The following season, 1976-77, wasn't terrible, either. Bowman's Canadiens successfully defended the Cup following an unthinkable 60-8-12 regular season. Captain Yvan Cournoyer has said he would have called a meeting of the players if Montreal had lost two in a row, which never happened.
"I know we lost only once all year at home, to Boston on Halloween (eve)," Bowman said, his team sweeping St. Louis in the first round of the Stanley Cup Playoffs, defeating the New York Islanders in six games in the second round and sweeping the Boston Bruins in the Final.

With the Penguins having won the championship in 1991, Bowman attended a June dinner of the Canadian Society of New York at Manhattan's Waldorf Astoria hotel, bringing Suella and the Stanley Cup as his guests. A bellman rolled the trophy case up to the couple's room late that night, Bowman charged with the responsibility of getting the priceless Cup safely back to their summer home in Buffalo and on to the Hockey Hall of Fame in Toronto.
"They kept reminding me, 'Don't let this case out of your sight,'" he said. "I was happy when it came off the plane in Buffalo."

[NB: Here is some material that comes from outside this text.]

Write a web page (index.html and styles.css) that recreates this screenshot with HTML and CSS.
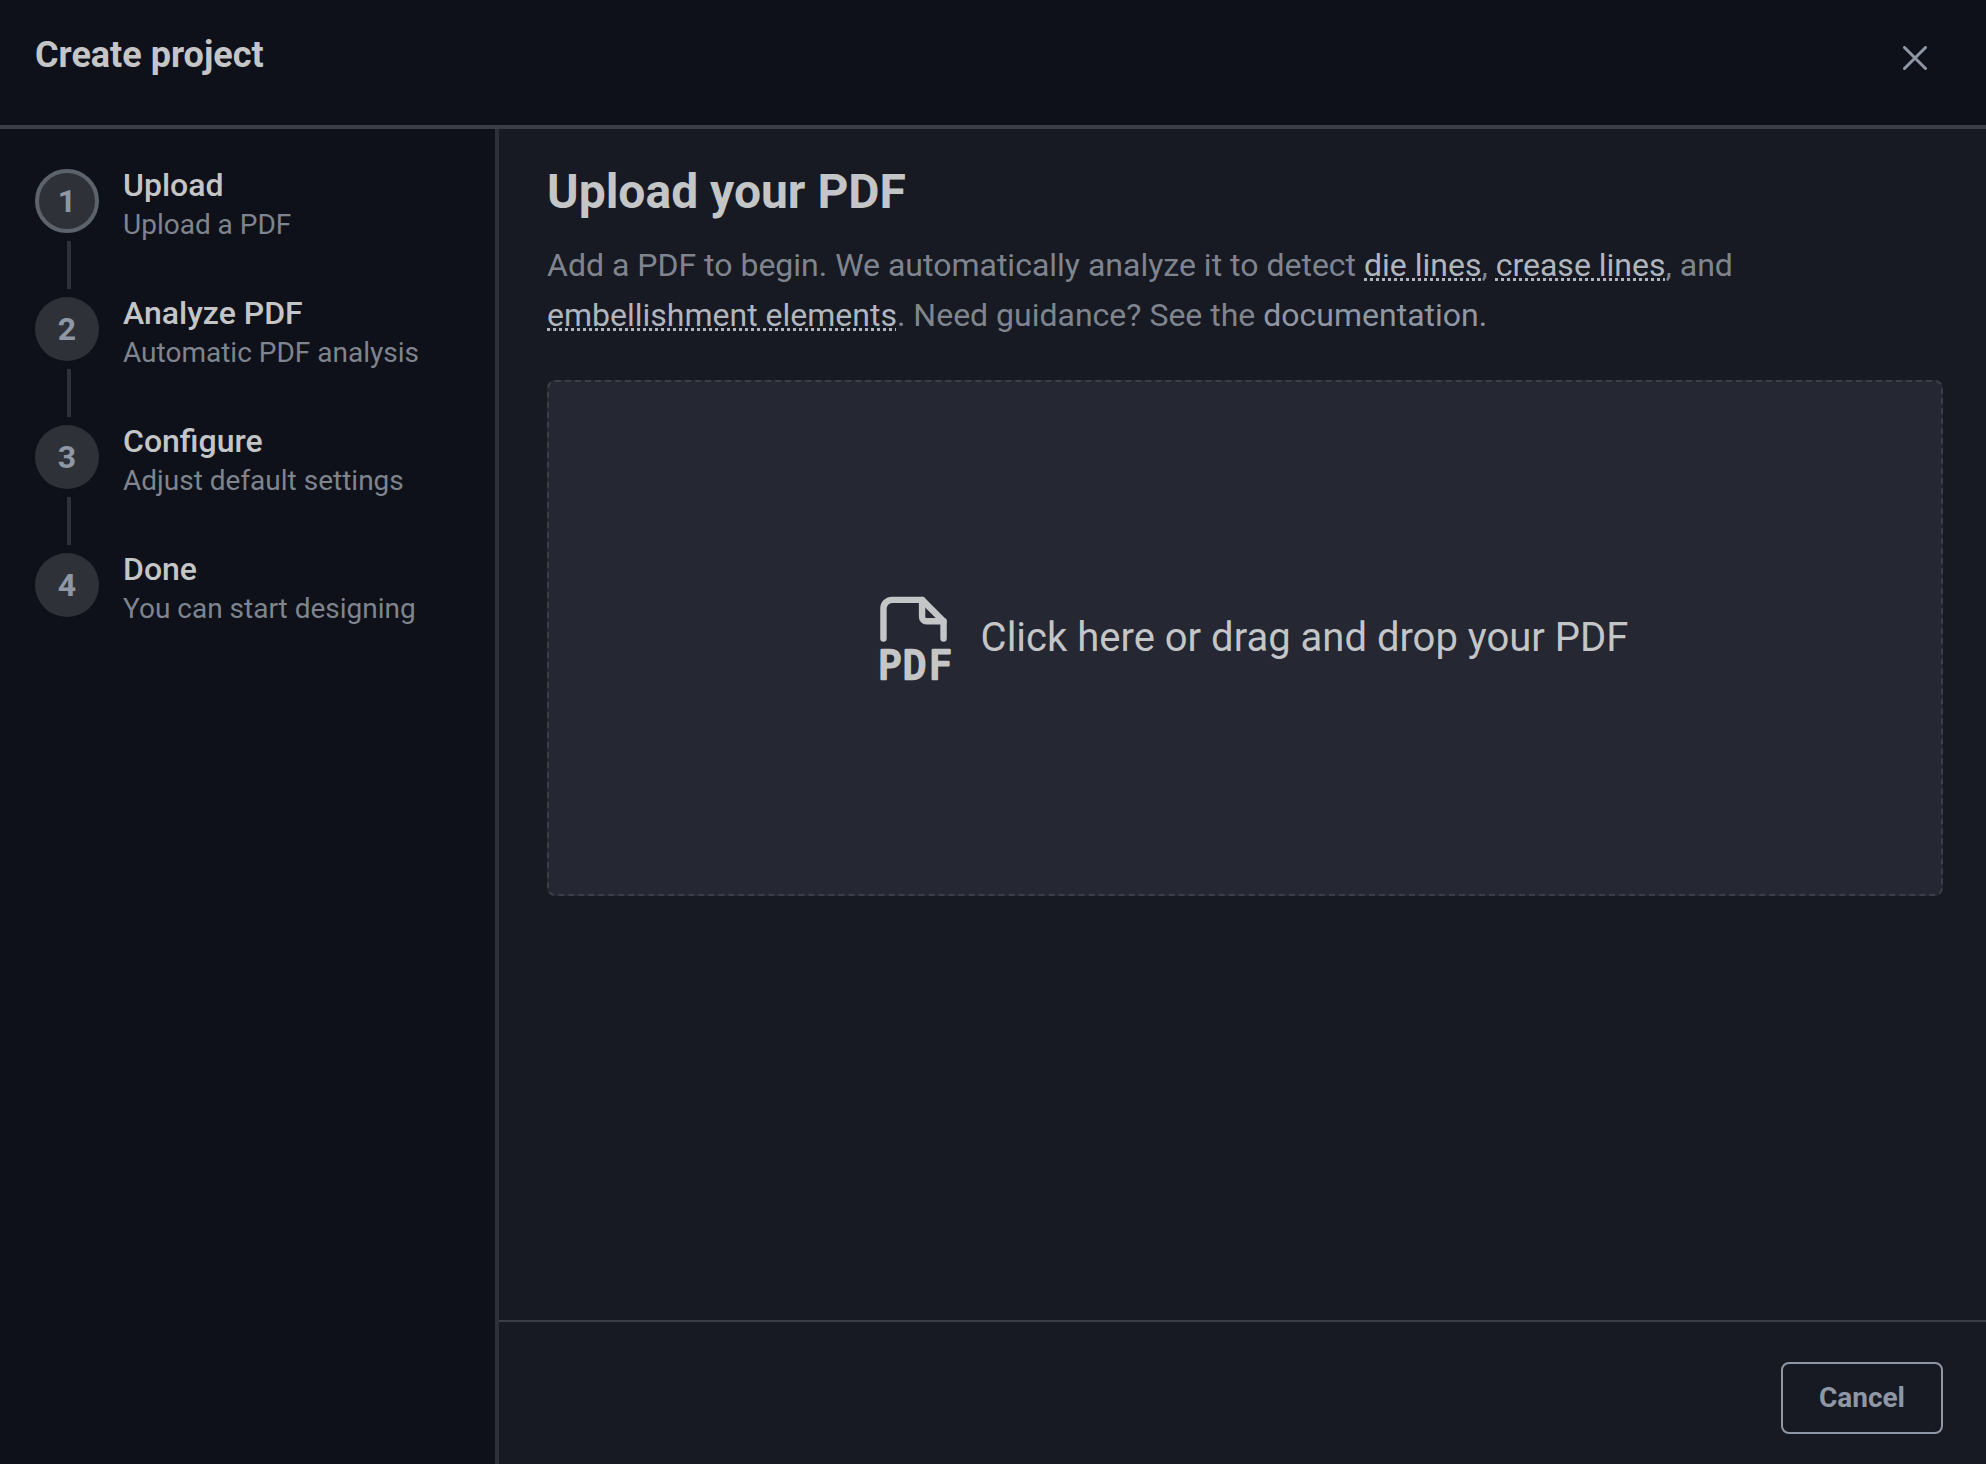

Bowman's name had his name added to the Cup most recently in 2015 as the Blackhawks' senior adviser of hockey operations, reporting to his son, Stan, Chicago's general manager. Scotty Bowman will from time to time cross paths with the trophy, one that in many ways has defined his professional life and almost serves as his calling card.
A Stanley Cup winner will often give the trophy a close look to find his or her name, to run a finger over the letters.
"It's funny, I don't," Bowman said. "Do you think I should?"